* START DATA *

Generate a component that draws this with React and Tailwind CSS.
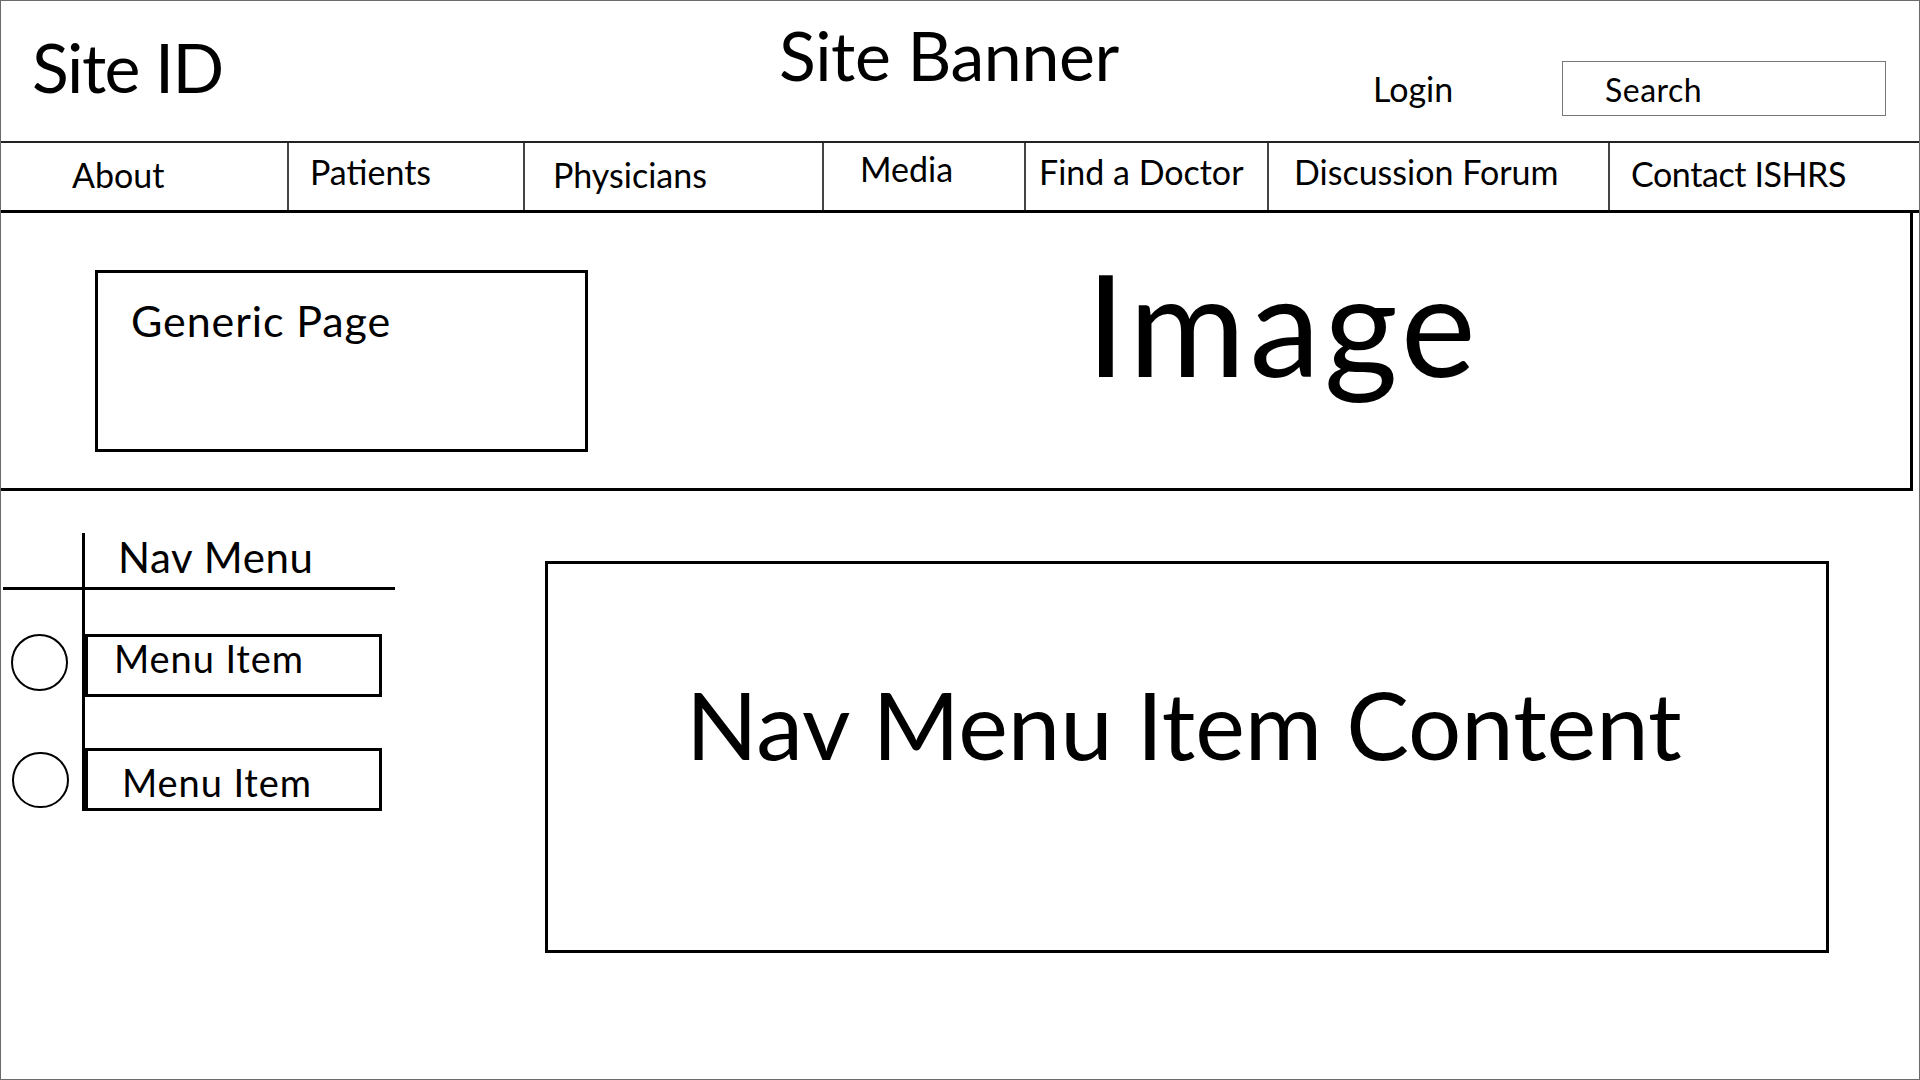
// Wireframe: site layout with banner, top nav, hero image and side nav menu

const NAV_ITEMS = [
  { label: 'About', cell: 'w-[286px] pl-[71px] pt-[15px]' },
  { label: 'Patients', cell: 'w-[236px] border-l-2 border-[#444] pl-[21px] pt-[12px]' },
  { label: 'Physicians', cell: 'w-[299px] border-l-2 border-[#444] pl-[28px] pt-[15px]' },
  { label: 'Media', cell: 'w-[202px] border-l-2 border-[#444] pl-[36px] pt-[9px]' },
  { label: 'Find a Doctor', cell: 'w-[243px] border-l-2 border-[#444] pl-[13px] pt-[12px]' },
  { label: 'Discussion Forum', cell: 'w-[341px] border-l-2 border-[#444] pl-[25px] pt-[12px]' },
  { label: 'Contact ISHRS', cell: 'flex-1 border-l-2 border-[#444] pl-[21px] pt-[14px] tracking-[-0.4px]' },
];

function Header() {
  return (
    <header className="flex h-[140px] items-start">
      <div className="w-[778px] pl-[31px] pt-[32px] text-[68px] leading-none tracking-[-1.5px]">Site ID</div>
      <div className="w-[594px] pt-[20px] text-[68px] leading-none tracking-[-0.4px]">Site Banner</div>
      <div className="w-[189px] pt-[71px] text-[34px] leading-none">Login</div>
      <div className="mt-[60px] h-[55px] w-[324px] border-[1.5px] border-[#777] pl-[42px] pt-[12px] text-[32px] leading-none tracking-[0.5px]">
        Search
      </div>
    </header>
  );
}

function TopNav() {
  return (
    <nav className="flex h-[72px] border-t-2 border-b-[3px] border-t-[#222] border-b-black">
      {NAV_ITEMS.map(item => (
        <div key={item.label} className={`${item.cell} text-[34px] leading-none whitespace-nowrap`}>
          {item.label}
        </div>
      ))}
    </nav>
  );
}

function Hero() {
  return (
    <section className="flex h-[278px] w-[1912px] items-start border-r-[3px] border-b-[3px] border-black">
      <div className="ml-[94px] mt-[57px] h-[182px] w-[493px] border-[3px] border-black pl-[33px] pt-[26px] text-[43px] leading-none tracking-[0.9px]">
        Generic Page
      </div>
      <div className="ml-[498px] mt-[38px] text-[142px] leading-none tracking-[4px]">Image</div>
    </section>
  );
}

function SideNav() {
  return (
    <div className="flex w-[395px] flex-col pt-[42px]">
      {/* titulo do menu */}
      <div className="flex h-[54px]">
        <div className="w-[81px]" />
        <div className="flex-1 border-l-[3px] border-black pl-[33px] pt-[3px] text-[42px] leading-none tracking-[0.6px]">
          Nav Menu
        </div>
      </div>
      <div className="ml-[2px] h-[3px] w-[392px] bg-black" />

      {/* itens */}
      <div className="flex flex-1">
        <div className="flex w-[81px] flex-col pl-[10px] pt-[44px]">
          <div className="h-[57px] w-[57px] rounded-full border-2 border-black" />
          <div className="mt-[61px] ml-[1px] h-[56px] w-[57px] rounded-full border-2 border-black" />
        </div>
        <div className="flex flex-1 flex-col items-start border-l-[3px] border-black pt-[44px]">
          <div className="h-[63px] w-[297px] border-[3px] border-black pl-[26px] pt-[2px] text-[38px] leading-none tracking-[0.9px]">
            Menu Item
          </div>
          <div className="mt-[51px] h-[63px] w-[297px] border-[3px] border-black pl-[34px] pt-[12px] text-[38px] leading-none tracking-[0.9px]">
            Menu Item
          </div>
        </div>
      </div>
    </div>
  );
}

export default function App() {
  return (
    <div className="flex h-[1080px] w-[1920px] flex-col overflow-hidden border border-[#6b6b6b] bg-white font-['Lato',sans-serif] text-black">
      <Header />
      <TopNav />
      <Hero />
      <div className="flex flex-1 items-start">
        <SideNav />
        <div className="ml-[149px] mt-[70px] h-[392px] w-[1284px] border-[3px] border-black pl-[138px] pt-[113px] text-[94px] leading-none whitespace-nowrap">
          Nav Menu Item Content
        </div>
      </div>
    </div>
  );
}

* END DATA *

Copy nothing but the lines from the top of the material through the line holding "side nav menu", exactly as written; omit pictures.

Generate a component that draws this with React and Tailwind CSS.
// Wireframe: site layout with banner, top nav, hero image and side nav menu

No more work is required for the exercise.